The setup burden is real. VorpX costs money. First-person mods require Nexus Mods installation and can introduce instability. The Legendary Edition’s VorpX profile is less reliable than the original’s. And even when everything is configured, you’re still playing a third-person shooter that occasionally forces first-person perspective shifts without warning.
Head tracking for aiming is accurate but can lead to neck strain over long sessions. And because the game has no concept of a VR play space, you’ll be seated or standing in place the entire time — no room-scale, no physical dodging, no leaning around cover.
Who This Is For
If you’ve never played Mass Effect 2, play it flat first.
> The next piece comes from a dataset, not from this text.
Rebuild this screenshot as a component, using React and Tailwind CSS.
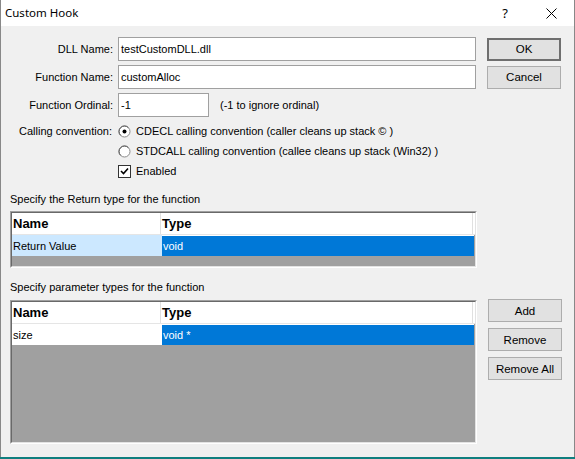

The friction of VorpX setup, the comfort issues, and the lack of motion controls make this a terrible first impression for one of the best games of its generation.
If you’re a returning fan who wants to see the trilogy in 3D and doesn’t mind spending an evening on configuration, this is viable. Not essential. Not transformative. But viable, and occasionally genuinely impressive in its best moments.
If you’re looking for a native-quality VR RPG with hand tracking and room-scale combat, this is not that. It will never be that. BioWare has shown no interest in VR support, and the UE3 engine locks out the most promising community injection framework.
The honest bottom line: Mass Effect 2 in VR is a love letter written in duct tape. The depth is real, the scale is striking, and the game underneath is still a masterpiece. But the VR layer is a viewing enhancement, not a redesign. Come for the 3D, stay for the story you’ve already memorized — just don’t expect it to feel like it was built for the headset.